Annette Paul: Als Mensch aus einem, ähm, früheren Jahrtausend, der als Kind einfach bei den Nachbarn klingelte und seine Spielkameraden fragte, ob sie herauskommen, der als Schüler seine Verabredungen in der Schule traf und nicht per WhatsApp am Mittagstisch, für den Überwachung bedeutete, dass die Lehrer die Toiletten nach Rauchern und Schummelzetteln absuchten (wir hatten zum Glück nur wenige Lehrerinnen an der Schule), der auf Partys seine Gesprächspartner anschaute und nicht per Smartphone mit ihnen kommunizierte, stehe ich dem Internet etwas misstrauisch entgegen und bin deshalb etwas zurückhaltender.

Wer weiß, wer da alles mitliest?
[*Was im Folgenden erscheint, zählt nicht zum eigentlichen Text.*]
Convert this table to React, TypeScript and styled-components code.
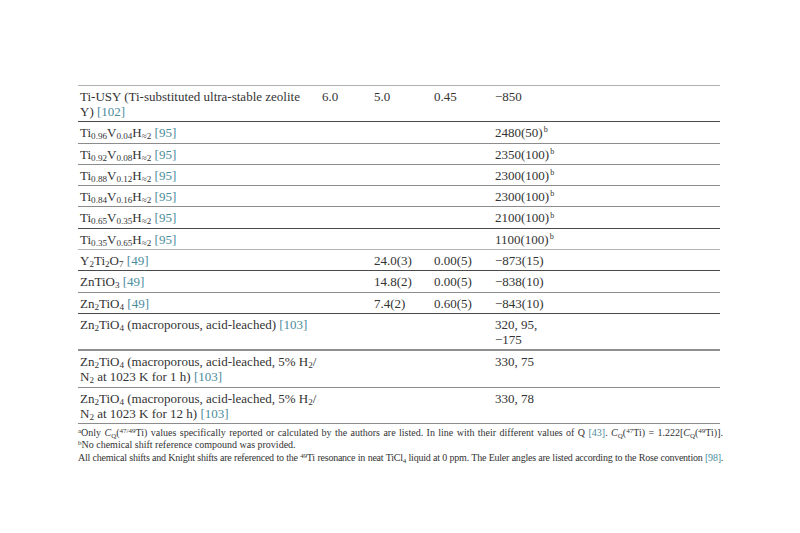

Vielleicht lande ich eines Tages im Gefängnis, statt im Altersheim, nur weil ich den Plot eines Thrillers auf Facebook meinen Kollegen geschildert habe. Mit Pech setzt auch noch ein Mitleser die Idee in die Tat um. - Obwohl, im Gefängnis ist es vielleicht interessanter als im Altersheim. Das muss ich mir einmal in Ruhe überlegen.

Um noch einmal auf die Frage nach der Entstehung der Plots zurückzukommen: In den Antworten zu dieser Fragen stecken mindestens vier Kürzestgeschichten.

Wolfgang Schwerdt: Das ist mit auch gerade aufgefallen und ich kann nur hoffen, dass wir die Ergebnisse bald auf Probeschmökern bei Annette Paul oder das eine oder andere vielleicht als Gastbeitrag sogar hier auf Kulturstrom lesen können. Apropos Probeschmökern, was erwartet den Leser eigentlich auf dem Blog Deines Alter Ego?

Annette Paul: Auf dem Blog Eva Joachimsen poste ich nicht nur Leseproben, sondern Fotos, stelle Ausflugsziele im Hamburger Raum vor und schreibe übers Tanzen. Vielleicht kommen irgendwann weitere Themen dazu.